City Fresh

This week, the 2015 City Fresh season kicks off with a bunch of signup events around the city. It’s the best Community Supported Agriculture (CSA) program around. Here’s why I love being a shareholder and working with them, and think you might, too.

I got started because I like good food. I really like to cook, and City Fresh gets you good food at a good price. Everything is fresh and locally-grown, which means tastier veggies when you get them home. It doesn’t matter for every vegetable, but when it does, the difference is huge. Honestly, I don’t taste a significant difference between our onions and the ones I can get in nicer supermarkets nearby, but for some things, it’s night and day. The flavors in leafy greens are much more complex when they’re fresh. Fruits are uniformly better; the best apples and peaches I’ve ever had have been from City Fresh.

There’s also a bunch of things I’d never tried to cook with before they showed up in my City Fresh share. This can be intimidating, but it’s part of the adventure. I’d never heard of kohlrabi, the weird member of the cabbage family that looks vaguely like Sputnik; I’d never seen Romanesco Broccoli, a fractal vegetable which is now my favorite; I didn’t know garlic scapes were edible, and now I want to put them in almost everything. I really enjoy the experimentation that comes with being handed an unfamiliar food.

I love that City Fresh is a non-profit with a social justice mission: they seek to get healthy food into urban food deserts at affordable prices. They offer limited-income pricing, which has been very helpful for me at times. All of the food is sustainably grown, which is important to me.

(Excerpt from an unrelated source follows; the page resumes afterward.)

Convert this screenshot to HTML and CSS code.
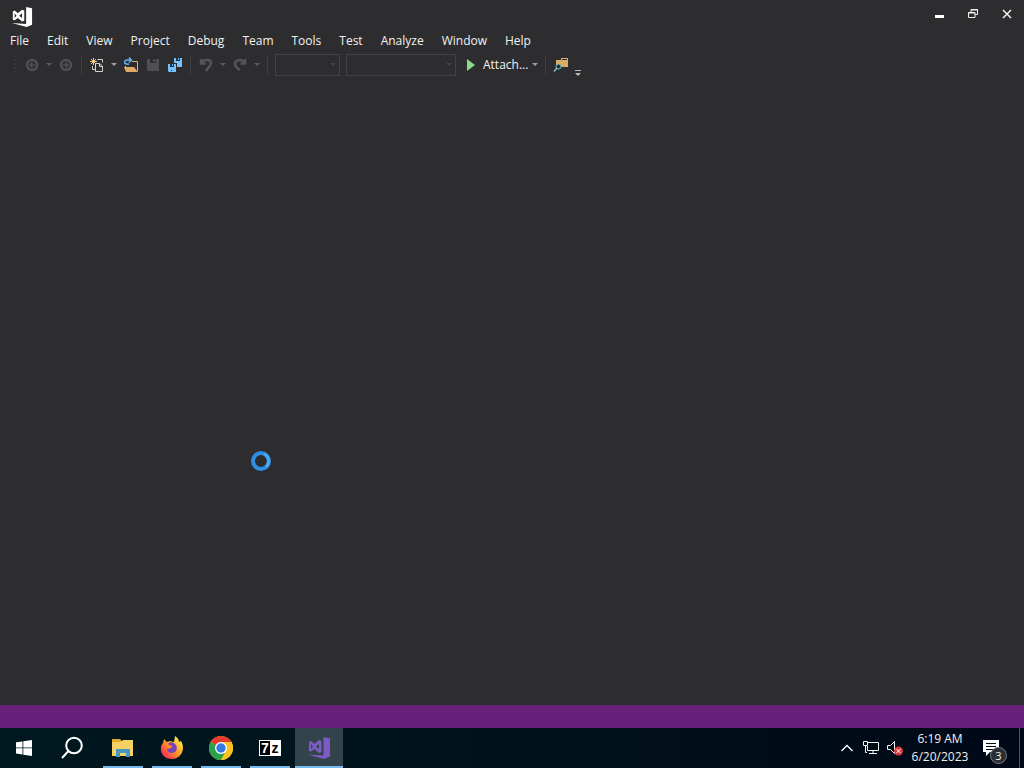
FILE: index.html
```html
<!DOCTYPE html>
<html lang="en">
<head>
    <meta charset="UTF-8">
    <meta name="viewport" content="width=device-width, initial-scale=1.0">
    <title>Visual Studio</title>
    <link rel="stylesheet" href="styles.css">
</head>
<body>
    <!-- shared shapes -->
    <svg class="defs" aria-hidden="true">
        <symbol id="caret" viewBox="0 0 6 4"><path d="M0 0h6L3 3z" fill="currentColor"/></symbol>
        <symbol id="vs" viewBox="0 0 24 24">
            <path fill="currentColor" fill-rule="evenodd" d="M16.500 1L23 2.500v18L17 23 1 18.500l15.500 1zM2 6l2-1 3.500 3L12 4l2.500 1v11L12 17l-4.500-4L4 15.500 2 15zM4 8v5l2-2.500zM12 8l-3 2.500 3 2.500z"/>
        </symbol>
    </svg>

    <header class="title-bar">
        <svg class="app-logo" viewBox="0 0 24 24"><use href="#vs"/></svg>
        <div class="window-controls">
            <button type="button" aria-label="Minimize">
                <svg width="12" height="12" viewBox="0 0 12 12"><path d="M2 7h9v3H2z" fill="#fff"/></svg>
            </button>
            <button type="button" aria-label="Restore">
                <svg width="12" height="12" viewBox="0 0 12 12" fill="none" stroke="#f1f1f1"><path d="M4 4V1.500h6.500v5H8M1.500 4.500H8v5H1.500z"/><path d="M4 2h7M1 5h7"/></svg>
            </button>
            <button type="button" aria-label="Close">
                <svg width="12" height="12" viewBox="0 0 12 12" fill="none" stroke="#f1f1f1" stroke-width="1.500"><path d="M2 2l8 8M10 2l-8 8"/></svg>
            </button>
        </div>
    </header>

    <nav class="menu-bar">
        <button type="button">File</button>
        <button type="button">Edit</button>
        <button type="button">View</button>
        <button type="button">Project</button>
        <button type="button">Debug</button>
        <button type="button">Team</button>
        <button type="button">Tools</button>
        <button type="button">Test</button>
        <button type="button">Analyze</button>
        <button type="button">Window</button>
        <button type="button">Help</button>
    </nav>

    <div class="toolbar">
        <span class="grip"></span>
        <button type="button" class="tool" aria-label="Navigate backward" disabled>
            <svg viewBox="0 0 16 16"><circle cx="8" cy="8" r="5" fill="none" stroke="#505052" stroke-width="2.500"/><path d="M11 8H6M8.500 5.500L6 8l2.500 2.500" fill="none" stroke="#505052" stroke-width="1.500"/></svg>
        </button>
        <button type="button" class="drop" aria-label="Backward history" disabled><svg><use href="#caret"/></svg></button>
        <button type="button" class="tool" aria-label="Navigate forward" disabled>
            <svg viewBox="0 0 16 16"><circle cx="8" cy="8" r="5" fill="none" stroke="#505052" stroke-width="2.500"/><path d="M5 8h5M7.500 5.500L10 8l-2.500 2.500" fill="none" stroke="#505052" stroke-width="1.500"/></svg>
        </button>
        <span class="separator"></span>
        <button type="button" class="tool" aria-label="New project">
            <svg viewBox="0 0 16 16"><path d="M8.500 2.500h5v3M3.500 9v3.500H6M6.500 6.500h4l3 2.500v5.500h-7zM10.500 6.500v3h3" fill="none" stroke="#d0d0d0"/><path d="M4.500 1v7M1 4.500h7M2 2l5 5M7 2L2 7" stroke="#f3c98b"/></svg>
        </button>
        <button type="button" class="drop" aria-label="New options"><svg><use href="#caret"/></svg></button>
        <button type="button" class="tool" aria-label="Open file">
            <svg viewBox="0 0 16 16"><path d="M9 4.500h5.500V14M2.500 9v4" fill="none" stroke="#dcb67a"/><path d="M1 10h10l4 5H3z" fill="#e0a866"/><path d="M6 7C0 8 1 3 4 3h4M6 .500L8.500 3 6 5.500" fill="none" stroke="#60b4f4" stroke-width="1.500"/></svg>
        </button>
        <button type="button" class="tool" aria-label="Save" disabled>
            <svg viewBox="0 0 16 16"><path fill="#505052" fill-rule="evenodd" d="M2 2h3v4h6V2h3v12H3l-1-1zM8 2h2v3H8z"/></svg>
        </button>
        <button type="button" class="tool" aria-label="Save all">
            <svg viewBox="0 0 16 16"><path fill="#75c1ff" fill-rule="evenodd" d="M7 1h2v3h4V1h2v9h-5V6H7zM11 1h1v2h-1zM1 7h2v3h4V7h2v8H2l-1-1zM5 7h1v2H5zM4 13v1h1v-1z"/></svg>
        </button>
        <span class="separator"></span>
        <button type="button" class="tool" aria-label="Undo" disabled>
            <svg viewBox="0 0 16 16"><path d="M3 2v4.500h4.500M3 6c2-4 10-4 10 0 0 3-3 4-5 8" fill="none" stroke="#555557" stroke-width="2.500"/></svg>
        </button>
        <button type="button" class="drop" aria-label="Undo history" disabled><svg><use href="#caret"/></svg></button>
        <button type="button" class="tool" aria-label="Redo" disabled>
            <svg viewBox="0 0 16 16"><path d="M13 2v4.500H8.500M12.500 6c-2-4-9.500-4-9.500 1 0 3 2 4 5 6" fill="none" stroke="#555557" stroke-width="2.500"/></svg>
        </button>
        <button type="button" class="drop" aria-label="Redo history" disabled><svg><use href="#caret"/></svg></button>
        <span class="separator"></span>
        <div class="combo combo-config">
            <select aria-label="Solution configuration" disabled><option></option></select>
            <svg><use href="#caret"/></svg>
        </div>
        <div class="combo combo-platform">
            <select aria-label="Solution platform" disabled><option></option></select>
            <svg><use href="#caret"/></svg>
        </div>
        <button type="button" class="attach">
            <svg width="10" height="12" viewBox="0 0 10 12"><path d="M1 0l8 6-8 6z" fill="#8bd98b"/></svg>
            Attach...
        </button>
        <button type="button" class="drop" aria-label="Attach options"><svg><use href="#caret"/></svg></button>
        <span class="separator"></span>
        <button type="button" class="tool" aria-label="Find in files">
            <svg viewBox="0 0 16 16"><path d="M3 3h5V1h7v9H3z" fill="#dcab62"/><path d="M9 2h5v1H9z" fill="#2d2d30"/><circle cx="5.500" cy="9.500" r="2.500" fill="#2d2d30" stroke="#76bfd6"/><path d="M4 11l-3 3.500" stroke="#76bfd6" stroke-width="1.500"/></svg>
        </button>
        <button type="button" class="overflow" aria-label="Toolbar options">
            <svg width="6" height="6" viewBox="0 0 6 6" fill="#b8b8b8"><path d="M0 0h6v1H0zM0 3h6L3 6z"/></svg>
        </button>
    </div>

    <main class="workspace">
        <svg class="busy-cursor" viewBox="0 0 20 20"><circle cx="10" cy="10" r="8" fill="none" stroke="#2f8de4" stroke-width="4"/><path d="M13 3a8 8 0 0 1 2 13" fill="none" stroke="#48a9f2" stroke-width="3"/></svg>
    </main>

    <div class="status-bar"></div>

    <footer class="taskbar">
        <button type="button" class="task" aria-label="Start">
            <svg width="16" height="16" viewBox="0 0 16 16" fill="#fff"><path d="M0 2.300L6.500 1.400v6.100H0zM7.300 1.300L16 0v7.500H7.300zM0 8.300h6.500v6.200L0 13.600zM7.300 8.300H16V16l-8.700-1.300z"/></svg>
        </button>
        <button type="button" class="task" aria-label="Search">
            <svg width="24" height="24" viewBox="0 0 24 24" fill="none" stroke="#fff" stroke-width="2"><circle cx="14" cy="9.500" r="7.800"/><path d="M8.500 15L2 22"/></svg>
        </button>
        <div class="open-apps">
            <button type="button" class="task running" aria-label="File Explorer">
                <svg width="24" height="24" viewBox="0 0 24 24"><path d="M1 3h8l2 2h11v3H1z" fill="#e4a92f"/><path d="M1 6h9l2-2h10v16H1z" fill="#f6d265"/><path d="M5 21v-8h14v8h-4v-4H9v4z" fill="#4798c0"/></svg>
            </button>
            <button type="button" class="task running" aria-label="Firefox">
                <svg width="24" height="24" viewBox="0 0 24 24">
                    <defs><linearGradient id="fox" x1="1" y1="0" x2="0" y2="1"><stop offset=".1" stop-color="#fff04a"/><stop offset=".5" stop-color="#ff9829"/><stop offset=".8" stop-color="#f9404c"/><stop offset="1" stop-color="#e82e84"/></linearGradient></defs>
                    <path d="M4 3l3 3 3-1 4 1 1-6c3 2 4 4 4 6l2-1c5 8 0 18-9 18C2 23-2 13 3 7z" fill="url(#fox)"/>
                    <path d="M8 8c2-3 6-2 8 1 2 4 0 8-4 8-3 0-5-2-5-4l4-1 1-2-3-1z" fill="#7545b8"/>
                    <path d="M5 9c2-1 4 0 7 1 0 2-3 2-4 3z" fill="#ff8a25"/>
                </svg>
            </button>
            <button type="button" class="task running" aria-label="Chrome">
                <svg width="24" height="24" viewBox="0 0 24 24"><circle cx="12" cy="12" r="12" fill="#fbc31b"/><path d="M12 12L1.600 6A12 12 0 0 1 22.400 6z" fill="#e33b2e"/><path d="M12 12L1.600 6A12 12 0 0 0 12 24l5-9z" fill="#2da04b"/><path d="M12 6h10.400A12 12 0 0 1 12 24l5-9z" fill="#fbc31b"/><circle cx="12" cy="12" r="6" fill="#fff"/><circle cx="12" cy="12" r="4.700" fill="#3779e4"/></svg>
            </button>
            <button type="button" class="task running" aria-label="7-Zip">
                <span class="zip-logo"><b>7</b><i>z</i></span>
            </button>
            <button type="button" class="task running active" aria-label="Visual Studio">
                <svg class="vs-task" width="24" height="24" viewBox="0 0 24 24"><use href="#vs"/></svg>
            </button>
        </div>
        <div class="tray">
            <button type="button" aria-label="Show hidden icons">
                <svg width="14" height="14" viewBox="0 0 14 14" fill="none" stroke="#fff" stroke-width="1.300"><path d="M1.500 10L7 4.500l5.500 5.500"/></svg>
            </button>
            <button type="button" aria-label="Network">
                <svg width="18" height="16" viewBox="0 0 18 16" fill="none" stroke="#f5f5f5"><path d="M6 2.500h10.500v8H5.500V6M11 10.500v3M7 13.500h8M1.500 1.500h4v4h-4zM3.500 5.500v7H5"/></svg>
            </button>
            <button type="button" aria-label="Volume muted">
                <svg width="18" height="16" viewBox="0 0 18 16"><path d="M1.500 5.500h3l4-4v12l-4-4h-3z" fill="none" stroke="#f5f5f5"/><circle cx="12.500" cy="11" r="4.500" fill="#d83b3b"/><path d="M10.500 9l4 4M14.500 9l-4 4" stroke="#fff"/></svg>
            </button>
            <button type="button" class="clock"><time>6:19 AM</time><time>6/20/2023</time></button>
            <button type="button" class="notifications" aria-label="3 notifications">
                <svg width="16" height="16" viewBox="0 0 16 16"><path fill="#fff" fill-rule="evenodd" d="M0 0h16v12h-9l-4 4v-4H0zM3 3v1h10V3zM3 6v1h10V6zM3 9v1h7V9z"/></svg>
                <span class="badge">3</span>
            </button>
            <button type="button" class="show-desktop" aria-label="Show desktop"></button>
        </div>
    </footer>
</body>
</html>
```
FILE: styles.css
```css
* {
    box-sizing: border-box;
}

body {
    margin: 0;
    min-height: 100vh;
    display: flex;
    flex-direction: column;
    background-color: #2d2d30;
    color: #f1f1f1;
    font-family: "Open Sans", "Noto Sans", sans-serif;
    font-size: 12px;
    line-height: 16px;
}

button {
    padding: 0;
    border: 0;
    background: none;
    color: inherit;
    font: inherit;
    display: flex;
    align-items: center;
    justify-content: center;
}

svg {
    display: block;
    flex: none;
}

.defs {
    position: absolute;
    width: 0;
    height: 0;
}

/* Title bar */
.title-bar {
    display: flex;
    justify-content: space-between;
    height: 30px;
    padding-left: 11px;
}

.app-logo {
    width: 22px;
    height: 22px;
    margin-top: 6px;
    color: #fff;
}

.window-controls {
    display: flex;
    height: 28px;
}

.window-controls button {
    width: 34px;
}

/* Menu */
.menu-bar {
    display: flex;
    height: 22px;
    padding-left: 1px;
}

.menu-bar button {
    height: 21px;
    padding: 0 9px;
}

/* Toolbar */
.toolbar {
    display: flex;
    align-items: center;
    height: 26px;
    padding-left: 13px;
}

.grip {
    width: 5px;
    height: 14px;
    margin-right: 3px;
    background-image: radial-gradient(#38383b 1px, transparent 1px);
    background-size: 4px 4px;
}

.tool {
    width: 22px;
    height: 22px;
}

.tool svg {
    width: 16px;
    height: 16px;
}

.drop {
    width: 12px;
    height: 22px;
    color: #a0a0a0;
}

.drop:disabled {
    color: #5a5a5c;
}

.drop svg,
.combo svg {
    width: 6px;
    height: 4px;
}

.separator {
    width: 1px;
    height: 20px;
    margin: 0 4px;
    background-color: #3f3f42;
}

.combo {
    position: relative;
    height: 22px;
    margin-left: 3px;
}

.combo + .combo {
    margin-left: 6px;
}

.combo select {
    appearance: none;
    width: 100%;
    height: 22px;
    border: 1px solid #434346;
    border-radius: 0;
    background-color: #2d2d30;
    opacity: 1;
}

.combo svg {
    position: absolute;
    top: 9px;
    right: 4px;
    color: #434346;
}

.combo-config {
    width: 65px;
}

.combo-platform {
    width: 110px;
}

.attach {
    gap: 7px;
    padding: 0 1px 0 10px;
}

.overflow {
    width: 12px;
    height: 22px;
    align-items: flex-end;
}

/* Workspace */
.workspace {
    position: relative;
    flex: 1;
}

.busy-cursor {
    position: absolute;
    left: 251px;
    top: 373px;
    width: 20px;
    height: 20px;
}

.status-bar {
    height: 23px;
    background-color: #68217a;
}

/* Taskbar */
.taskbar {
    display: flex;
    height: 40px;
    background: linear-gradient(90deg, #001820, #001219 50%, #000817);
}

.task {
    position: relative;
    width: 48px;
    height: 40px;
}

.open-apps {
    display: flex;
    gap: 1px;
    margin-left: 3px;
}

.running::after {
    content: "";
    position: absolute;
    left: 4px;
    right: 4px;
    bottom: 0;
    height: 2px;
    background-color: #76b9ed;
}

.active {
    background-color: #33434b;
}

.active::after {
    left: 0;
    right: 0;
}

.vs-task {
    color: #7c5cc4;
}

.zip-logo {
    display: flex;
    width: 22px;
    height: 16px;
    border: 1px solid #fff;
    background-color: #fff;
    color: #000;
    font: bold 14px/14px "Liberation Sans", sans-serif;
}

.zip-logo b {
    width: 10px;
    background-color: #000;
    color: #fff;
}

.zip-logo i {
    width: 10px;
    font-style: normal;
}

.tray {
    display: flex;
    margin-left: auto;
}

.tray button {
    width: 24px;
}

.tray .clock {
    flex-direction: column;
    width: 66px;
    line-height: 18px;
}

.tray .notifications {
    position: relative;
    justify-content: flex-start;
    width: 46px;
    padding-left: 10px;
}

.badge {
    position: absolute;
    left: 17px;
    top: 19px;
    width: 17px;
    height: 17px;
    border: 1px solid #777b80;
    border-radius: 50%;
    background-color: #2b2f35;
    font-size: 11px;
    line-height: 15px;
    text-align: center;
}

.tray .show-desktop {
    width: 5px;
    border-left: 1px solid #4c5560;
}
```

Also, I usually end up going away for a bit over the summer. Unlike most CSAs, City Fresh doesn’t require you to buy into the whole season to participate. Not paying for food I know I won’t use makes the whole thing a lot more plausible.

It’s also a really fun group. I started volunteering with City Fresh half-way through my second season as a shareholder, and it’s been great. Most of my favorite Cleveland people are City Fresh people. The organization is almost entirely volunteer-run, and it’s a really good way to have a positive impact in your community, while hanging out with like-minded people and playing with your food. Also: we occasionally have a melon toss, which is the highlight of any week.